7 In April, 1866, M. Rosario Messina claimed British protection in Sicily as a naturalized Maltese. The Italian authorities denied his British nationality, asserting that his naturalization applied only to the island of Malta.

He was informed that his naturalization could not protect him against the law of his native country; the exception of this rule being found in eases in which the ‘country of the original allegiance allows her subjects to put off their allegiance and become the subjects of another country, which was not alleged to be the law of Italy.

In May, 1867, Mr. Elliot requested instructions as to the liability of Messrs. Hall and Hoare, and other British subjects, to contribute to a forced loan levied on mines, and other undertakings in which they were associated with Italians.

8 Mr. Elliot was instructed that under the fifteenth article of the treaty of commerce, British subjects could claim exemption from such loans being levied on dividends payable to them personally, but they could not claim exemption from loans assessed on the value of the mine or other concern in which they were collectively engaged with Italian subjects who were legally liable to it.

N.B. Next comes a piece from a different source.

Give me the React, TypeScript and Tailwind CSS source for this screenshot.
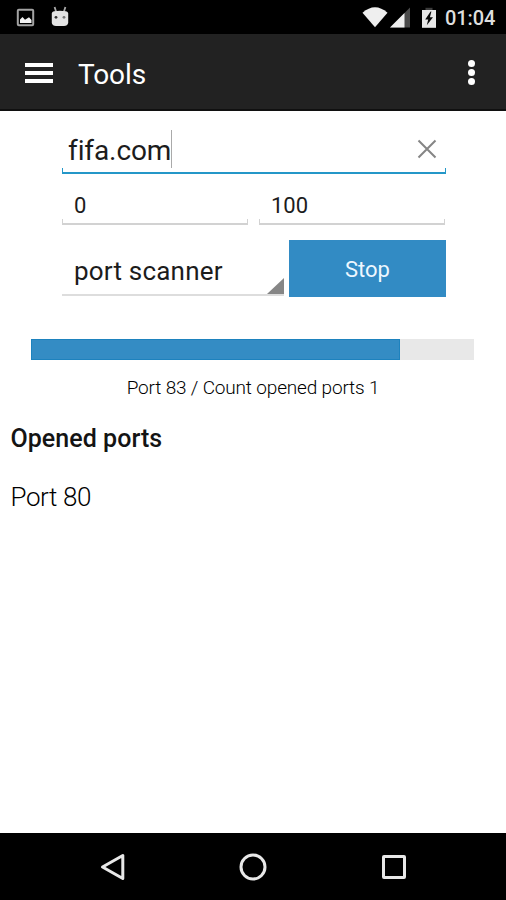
const FONT = "font-['Roboto','Noto_Sans',sans-serif]";

function StatusBar() {
  return (
    <div className="flex h-[34px] items-center bg-black text-[#dedede]">
      <svg className="ml-4 h-[19px] w-[19px] shrink-0" viewBox="0 0 19 19">
        <rect x="1.8" y="1.8" width="15.4" height="15.4" rx="1" fill="none" stroke="#a3a3a3" strokeWidth="2" />
        <path d="M4 15V11.5L6.5 9L9 11.8L13 9.3L15.5 12V15Z" fill="#f2f2f2" />
      </svg>
      <svg className="ml-4 h-[22px] w-[18px] shrink-0" viewBox="0 0 18 22">
        <path d="M3.6 1L5.2 6M14.4 1L12.8 6" stroke="#a8a8a8" strokeWidth="1.8" />
        <path d="M0.8 7.5Q0.8 5.5 3 5.2Q9 4.4 15 5.2Q17.2 5.5 17.2 7.5V17Q16.5 20 13 20H5Q1.5 20 0.8 17Z" fill="#e4e4e4" />
        <circle cx="5" cy="11.3" r="1.4" fill="#333" />
        <circle cx="13" cy="11.3" r="1.4" fill="#777" />
      </svg>
      <svg className="ml-auto h-[22px] w-[26px] shrink-0" viewBox="0 0 26 22">
        <path d="M0.5 6.8Q13 -4.2 25.5 6.8L13 21.3Z" fill="#efefef" />
      </svg>
      <svg className="ml-[2px] h-[22px] w-[20px] shrink-0" viewBox="0 0 20 22">
        <path d="M0 21.5L20 1.5V21.5Z" fill="#4b4b4b" />
        <path d="M0 21.5L14.5 7V21.5Z" fill="#efefef" />
      </svg>
      <svg className="ml-[12px] h-[22px] w-[14px] shrink-0" viewBox="0 0 14 22">
        <path d="M0 4H14V21.8H0Z" fill="#e8e8e8" />
        <path d="M3.5 1.8H10.5V4H3.5Z" fill="#3c3c3c" />
        <path d="M8.6 5.5L3.2 13.4H6.2L4.8 19.2L11 11.2H7.9L9.4 5.5Z" fill="#0a0a0a" />
      </svg>
      <span className="mr-[10px] ml-[9px] h-[34px] w-[51px] text-[20px] leading-[36px] font-medium tracking-[-0.1px] whitespace-nowrap">
        01:04
      </span>
    </div>
  );
}

function AppBar() {
  return (
    <header className="flex h-[77px] items-center border-b-2 border-[#101010] bg-[#222222] pt-[2px] text-white">
      <button className="ml-[25px] flex h-[20px] w-[28px] flex-col justify-between" aria-label="Menu">
        <span className="h-1 w-full bg-white" />
        <span className="h-1 w-full bg-white" />
        <span className="h-1 w-full bg-white" />
      </button>
      <h1 className="ml-[25px] pt-[4px] text-[28px] leading-[36px] tracking-[-0.1px]">Tools</h1>
      <button className="mr-[31px] ml-auto flex w-[7px] flex-col gap-[2px]" aria-label="More">
        <span className="h-[7px] w-[7px] rounded-full bg-white" />
        <span className="h-[7px] w-[7px] rounded-full bg-white" />
        <span className="h-[7px] w-[7px] rounded-full bg-white" />
      </button>
    </header>
  );
}

function PortField({ value }: { value: string }) {
  return (
    <div className="flex h-[50px] flex-1 flex-col">
      <span className="h-[44px] pl-[12px] text-[22px] leading-[61px] text-[#1c1c1c]">{value}</span>
      <div className="mt-auto h-[6px] border-x border-b-2 border-[#d2d2d2]" />
    </div>
  );
}

export default function App() {
  const progress = 83.2;
  return (
    <div className={`flex h-[900px] w-[506px] flex-col overflow-hidden bg-white text-[#1c1c1c] ${FONT}`}>
      <StatusBar />
      <AppBar />
      <main className="flex-1">
        <form className="ml-[62px] w-[384px] pt-[13px]">
          <div className="flex h-[50px] flex-col">
            <div className="flex h-[44px] items-start pl-[6px]">
              <span className="text-[28px] leading-[53px] tracking-[-0.1px]">fifa.com</span>
              <span className="mt-[6px] h-[38px] w-px bg-[#aaaaaa]" />
              <svg className="mt-[15px] mr-[9px] ml-auto h-5 w-5" viewBox="0 0 20 20">
                <path d="M1.5 1.5L18.5 18.5M18.5 1.5L1.5 18.5" stroke="#858585" strokeWidth="2" />
              </svg>
            </div>
            <div className="h-[6px] border-x border-b-2 border-[#2497c8]" />
          </div>
          <div className="mt-px flex w-[383px] gap-[11px]">
            <PortField value="0" />
            <PortField value="100" />
          </div>
          <div className="mt-[15px] flex h-[57px]">
            <div className="flex h-[56px] w-[222px] items-start border-b-2 border-[#dddddd] pl-[12px]">
              <span className="text-[26px] leading-[62px] tracking-[0.2px]">port scanner</span>
              <svg className="mt-[38px] ml-auto h-4 w-[17px]" viewBox="0 0 17 16">
                <path d="M17 0V16H0Z" fill="#868686" />
              </svg>
            </div>
            <button type="button" className="ml-[5px] w-[157px] bg-[#328bc4] text-[22px] leading-[59px] text-[#edf7ff]">
              Stop
            </button>
          </div>
        </form>
        <div className="ml-[31px] mt-[42px] h-[21px] w-[443px] bg-[#e8e8e8]">
          <div className="h-full border border-[#1d82be] bg-[#348cc4]" style={{ width: `${progress}%` }} />
        </div>
        <p className="mt-[16px] text-center text-[19px] leading-[24px] font-light tracking-[-0.17px] text-black">
          Port 83 / Count opened ports 1
        </p>
        <section className="mt-[23px] pl-[10.5px]">
          <h2 className="text-[25px] leading-[32px] font-medium tracking-[0.05px] text-[#141414]">Opened ports</h2>
          <p className="mt-[26px] text-[26px] leading-[32px] font-light tracking-[-0.4px] text-black">Port 80</p>
        </section>
      </main>
      <nav className="flex h-[67px] items-center justify-between bg-black pr-[99px] pl-[100px]">
        <svg className="h-[28px] w-[25px]" viewBox="0 0 25 28">
          <path d="M2.5 14L22.8 2.5V25.5Z" fill="none" stroke="#e8e8e8" strokeWidth="3" strokeLinejoin="round" />
        </svg>
        <svg className="h-[28px] w-[28px]" viewBox="0 0 28 28">
          <circle cx="14" cy="14" r="12" fill="none" stroke="#e8e8e8" strokeWidth="3" />
        </svg>
        <svg className="h-[26px] w-[26px]" viewBox="0 0 26 26">
          <rect x="2.5" y="2.5" width="21" height="21" rx="0.5" fill="none" stroke="#e8e8e8" strokeWidth="3" />
        </svg>
      </nav>
    </div>
  );
}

  1. Sir W. Temple to Mr. Barker September 16, 1837. (Inclosure in Vice-consul Rickard’s No. 14, March 1, 1865.)
  2. Sir R. Abercromby, No. 152; December 3, 1851.
  3. To Mr. Hudson, No. 9; March 23, 1852.
  4. To M. Salteri; July 3, 1843.
  5. Marquis d’Azeglio; November 28; 1864.
  6. To Marquis d’Azeglio; February 6, 1865.
  7. Mr. Rickards, No. 15; March 1, 1865.
  8. Marquis d’Azeglio; February 16, 1865.
  9. To Count Maffei; February 26, 1865.
  10. Marquis d’Azeglio; April 4, 1865.
  11. Messrs. Walton and Bubb; April 28, 1866.
  12. To Sir A. Paget, No. 3; September 5, 1867.